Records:
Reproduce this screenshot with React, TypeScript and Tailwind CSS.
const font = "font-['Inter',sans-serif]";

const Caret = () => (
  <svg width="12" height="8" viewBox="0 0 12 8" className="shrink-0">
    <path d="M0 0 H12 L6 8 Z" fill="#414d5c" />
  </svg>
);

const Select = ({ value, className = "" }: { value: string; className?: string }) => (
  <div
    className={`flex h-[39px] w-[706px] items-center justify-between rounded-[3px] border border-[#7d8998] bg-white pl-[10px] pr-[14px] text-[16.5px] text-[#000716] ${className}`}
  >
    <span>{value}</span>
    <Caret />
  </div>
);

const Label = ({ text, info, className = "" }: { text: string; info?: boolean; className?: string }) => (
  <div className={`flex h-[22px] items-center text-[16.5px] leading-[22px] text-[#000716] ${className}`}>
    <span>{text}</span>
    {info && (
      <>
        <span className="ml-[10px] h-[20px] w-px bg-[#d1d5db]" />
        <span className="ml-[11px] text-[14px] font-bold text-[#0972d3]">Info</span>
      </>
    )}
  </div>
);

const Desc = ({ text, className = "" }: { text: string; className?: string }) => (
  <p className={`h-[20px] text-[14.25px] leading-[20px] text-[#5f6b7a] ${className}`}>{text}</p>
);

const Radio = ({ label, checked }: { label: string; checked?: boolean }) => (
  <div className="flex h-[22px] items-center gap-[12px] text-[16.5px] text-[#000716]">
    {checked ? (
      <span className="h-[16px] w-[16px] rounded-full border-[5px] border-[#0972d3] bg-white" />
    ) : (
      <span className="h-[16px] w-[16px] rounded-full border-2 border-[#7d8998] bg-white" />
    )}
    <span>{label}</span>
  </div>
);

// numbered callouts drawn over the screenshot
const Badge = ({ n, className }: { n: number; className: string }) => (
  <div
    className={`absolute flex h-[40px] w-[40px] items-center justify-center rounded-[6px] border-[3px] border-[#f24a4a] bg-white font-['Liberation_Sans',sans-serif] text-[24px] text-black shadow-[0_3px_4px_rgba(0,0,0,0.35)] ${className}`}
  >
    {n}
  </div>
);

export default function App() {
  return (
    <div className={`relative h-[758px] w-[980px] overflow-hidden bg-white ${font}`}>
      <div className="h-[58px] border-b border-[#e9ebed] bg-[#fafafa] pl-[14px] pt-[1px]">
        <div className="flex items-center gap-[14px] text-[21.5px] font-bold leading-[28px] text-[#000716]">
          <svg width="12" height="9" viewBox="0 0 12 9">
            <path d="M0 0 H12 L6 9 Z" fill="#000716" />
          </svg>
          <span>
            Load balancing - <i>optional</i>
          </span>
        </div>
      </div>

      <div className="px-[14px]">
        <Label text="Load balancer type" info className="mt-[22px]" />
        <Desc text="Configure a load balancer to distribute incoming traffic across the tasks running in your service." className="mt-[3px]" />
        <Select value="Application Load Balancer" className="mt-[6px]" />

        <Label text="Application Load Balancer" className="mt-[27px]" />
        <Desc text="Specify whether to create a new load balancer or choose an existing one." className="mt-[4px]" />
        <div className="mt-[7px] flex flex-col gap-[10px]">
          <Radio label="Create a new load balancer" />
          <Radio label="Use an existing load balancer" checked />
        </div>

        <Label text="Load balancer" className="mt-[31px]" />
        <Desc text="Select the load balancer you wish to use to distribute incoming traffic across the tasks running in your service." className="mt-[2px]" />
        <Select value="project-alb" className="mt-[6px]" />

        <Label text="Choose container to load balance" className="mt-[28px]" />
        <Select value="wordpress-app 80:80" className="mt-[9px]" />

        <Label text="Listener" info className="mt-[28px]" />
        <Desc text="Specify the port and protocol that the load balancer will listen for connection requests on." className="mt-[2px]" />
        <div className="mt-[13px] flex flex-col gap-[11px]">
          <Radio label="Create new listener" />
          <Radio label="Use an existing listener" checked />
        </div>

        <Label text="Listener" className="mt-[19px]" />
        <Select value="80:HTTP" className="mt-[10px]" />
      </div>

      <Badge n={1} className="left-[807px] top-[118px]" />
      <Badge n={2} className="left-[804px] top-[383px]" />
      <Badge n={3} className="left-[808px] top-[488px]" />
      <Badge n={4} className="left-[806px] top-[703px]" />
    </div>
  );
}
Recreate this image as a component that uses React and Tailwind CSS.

Stated goal: All of the entries must be quoted exactly; please include each one.

Solution to the exercise:
Reproduce this screenshot with React, TypeScript and Tailwind CSS.
const font = "font-['Inter',sans-serif]";

const Caret = () => (
  <svg width="12" height="8" viewBox="0 0 12 8" className="shrink-0">
    <path d="M0 0 H12 L6 8 Z" fill="#414d5c" />
  </svg>
);

const Select = ({ value, className = "" }: { value: string; className?: string }) => (
  <div
    className={`flex h-[39px] w-[706px] items-center justify-between rounded-[3px] border border-[#7d8998] bg-white pl-[10px] pr-[14px] text-[16.5px] text-[#000716] ${className}`}
  >
    <span>{value}</span>
    <Caret />
  </div>
);

const Label = ({ text, info, className = "" }: { text: string; info?: boolean; className?: string }) => (
  <div className={`flex h-[22px] items-center text-[16.5px] leading-[22px] text-[#000716] ${className}`}>
    <span>{text}</span>
    {info && (
      <>
        <span className="ml-[10px] h-[20px] w-px bg-[#d1d5db]" />
        <span className="ml-[11px] text-[14px] font-bold text-[#0972d3]">Info</span>
      </>
    )}
  </div>
);

const Desc = ({ text, className = "" }: { text: string; className?: string }) => (
  <p className={`h-[20px] text-[14.25px] leading-[20px] text-[#5f6b7a] ${className}`}>{text}</p>
);

const Radio = ({ label, checked }: { label: string; checked?: boolean }) => (
  <div className="flex h-[22px] items-center gap-[12px] text-[16.5px] text-[#000716]">
    {checked ? (
      <span className="h-[16px] w-[16px] rounded-full border-[5px] border-[#0972d3] bg-white" />
    ) : (
      <span className="h-[16px] w-[16px] rounded-full border-2 border-[#7d8998] bg-white" />
    )}
    <span>{label}</span>
  </div>
);

// numbered callouts drawn over the screenshot
const Badge = ({ n, className }: { n: number; className: string }) => (
  <div
    className={`absolute flex h-[40px] w-[40px] items-center justify-center rounded-[6px] border-[3px] border-[#f24a4a] bg-white font-['Liberation_Sans',sans-serif] text-[24px] text-black shadow-[0_3px_4px_rgba(0,0,0,0.35)] ${className}`}
  >
    {n}
  </div>
);

export default function App() {
  return (
    <div className={`relative h-[758px] w-[980px] overflow-hidden bg-white ${font}`}>
      <div className="h-[58px] border-b border-[#e9ebed] bg-[#fafafa] pl-[14px] pt-[1px]">
        <div className="flex items-center gap-[14px] text-[21.5px] font-bold leading-[28px] text-[#000716]">
          <svg width="12" height="9" viewBox="0 0 12 9">
            <path d="M0 0 H12 L6 9 Z" fill="#000716" />
          </svg>
          <span>
            Load balancing - <i>optional</i>
          </span>
        </div>
      </div>

      <div className="px-[14px]">
        <Label text="Load balancer type" info className="mt-[22px]" />
        <Desc text="Configure a load balancer to distribute incoming traffic across the tasks running in your service." className="mt-[3px]" />
        <Select value="Application Load Balancer" className="mt-[6px]" />

        <Label text="Application Load Balancer" className="mt-[27px]" />
        <Desc text="Specify whether to create a new load balancer or choose an existing one." className="mt-[4px]" />
        <div className="mt-[7px] flex flex-col gap-[10px]">
          <Radio label="Create a new load balancer" />
          <Radio label="Use an existing load balancer" checked />
        </div>

        <Label text="Load balancer" className="mt-[31px]" />
        <Desc text="Select the load balancer you wish to use to distribute incoming traffic across the tasks running in your service." className="mt-[2px]" />
        <Select value="project-alb" className="mt-[6px]" />

        <Label text="Choose container to load balance" className="mt-[28px]" />
        <Select value="wordpress-app 80:80" className="mt-[9px]" />

        <Label text="Listener" info className="mt-[28px]" />
        <Desc text="Specify the port and protocol that the load balancer will listen for connection requests on." className="mt-[2px]" />
        <div className="mt-[13px] flex flex-col gap-[11px]">
          <Radio label="Create new listener" />
          <Radio label="Use an existing listener" checked />
        </div>

        <Label text="Listener" className="mt-[19px]" />
        <Select value="80:HTTP" className="mt-[10px]" />
      </div>

      <Badge n={1} className="left-[807px] top-[118px]" />
      <Badge n={2} className="left-[804px] top-[383px]" />
      <Badge n={3} className="left-[808px] top-[488px]" />
      <Badge n={4} className="left-[806px] top-[703px]" />
    </div>
  );
}
Recreate this image as a component that uses React and Tailwind CSS.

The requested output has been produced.